En matière de robotique et d’automatisation, on voit déjà que certains développements – encore considérés comme futuristes il y a quelques années – sont déjà devenus une réalité. A titre d’anecdote, si vous regardez le film «Minority Report» qui date du début des années 2000, plusieurs aspects qui étaient alors présentés comme de la science-fiction sont déjà possibles actuellement.

En tant qu’investisseur dans des fonds thématiques, essayez-vous d’influencer les sociétés pour qu’elles tiennent compte des critères ESG?

Oui, nous essayons toujours d’influencer dans ce sens les entreprises dans lesquelles nous investissons. Les principes ESG doivent être placés tout en haut des principes de sélection des investissements.

Comment agissez-vous lorsqu’une entreprise est innovante tout en étant présente dans un secteur, par exemple l’énergie, qui n’a pas un bon score ESG?

L’idée n’est jamais d’exclure complètement un secteur entier de notre univers d’investissement. Les scores ESG attribués sont toujours relatifs par rapport à un secteur donné. Dans le domaine minier par exemple, on peut certes dire que l’extraction de cuivre est une activité polluante. Pour autant, nous n’allons pas complètement exclure les exploitants de mines de cuivre car on aura toujours besoin de ce métal – y compris pour fabriquer des voitures électriques. L’idée est de garder les entreprises qui ont un bon score ESG au sein de cette branche d’activité. En revanche, il arrive que nous excluions complètement une activité, par exemple la production d’électricité au moyen du charbon. Ou alors, le tabac.

Quels types d’investisseurs s’intéressent aux fonds thématiques?

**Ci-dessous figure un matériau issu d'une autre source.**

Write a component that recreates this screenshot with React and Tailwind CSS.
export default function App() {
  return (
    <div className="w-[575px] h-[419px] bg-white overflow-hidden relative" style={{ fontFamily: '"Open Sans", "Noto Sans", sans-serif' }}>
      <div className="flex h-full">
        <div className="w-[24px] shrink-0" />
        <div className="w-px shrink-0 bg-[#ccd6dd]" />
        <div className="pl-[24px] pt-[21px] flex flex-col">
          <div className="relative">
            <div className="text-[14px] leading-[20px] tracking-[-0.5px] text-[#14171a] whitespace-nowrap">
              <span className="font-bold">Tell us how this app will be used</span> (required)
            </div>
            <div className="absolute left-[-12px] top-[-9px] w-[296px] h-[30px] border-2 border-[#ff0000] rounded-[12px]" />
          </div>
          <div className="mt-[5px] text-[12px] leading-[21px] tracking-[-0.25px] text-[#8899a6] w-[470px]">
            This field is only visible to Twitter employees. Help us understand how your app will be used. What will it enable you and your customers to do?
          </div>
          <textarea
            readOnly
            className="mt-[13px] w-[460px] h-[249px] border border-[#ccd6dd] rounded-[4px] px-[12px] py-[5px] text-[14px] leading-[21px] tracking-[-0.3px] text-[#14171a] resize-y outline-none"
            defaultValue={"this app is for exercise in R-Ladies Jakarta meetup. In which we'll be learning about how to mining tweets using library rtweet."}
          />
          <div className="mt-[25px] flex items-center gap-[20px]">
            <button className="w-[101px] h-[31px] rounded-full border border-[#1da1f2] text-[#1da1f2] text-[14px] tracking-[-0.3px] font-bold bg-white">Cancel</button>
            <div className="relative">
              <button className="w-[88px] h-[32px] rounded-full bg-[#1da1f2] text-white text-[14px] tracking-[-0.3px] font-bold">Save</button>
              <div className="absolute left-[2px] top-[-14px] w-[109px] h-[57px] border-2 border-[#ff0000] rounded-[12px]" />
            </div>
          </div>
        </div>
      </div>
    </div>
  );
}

Il y a toutes sortes de profils: aussi bien des investisseurs institutionnels, des personnes privées fortunées que des fonds de fonds. Les fonds thématiques entrent typiquement dans le cadre d’un portefeuille en tant que stratégie satellite capable de générer de l’alpha sur la durée. Ce type d’investissement s’adresse aux personnes qui placent de l’argent puis l’«oublient» pendant 10 ou 20 ans. Car même lorsque les bourses corrigent momentanément, l’élément moteur de la performance du fonds reste intact si le thème choisi est vraiment important.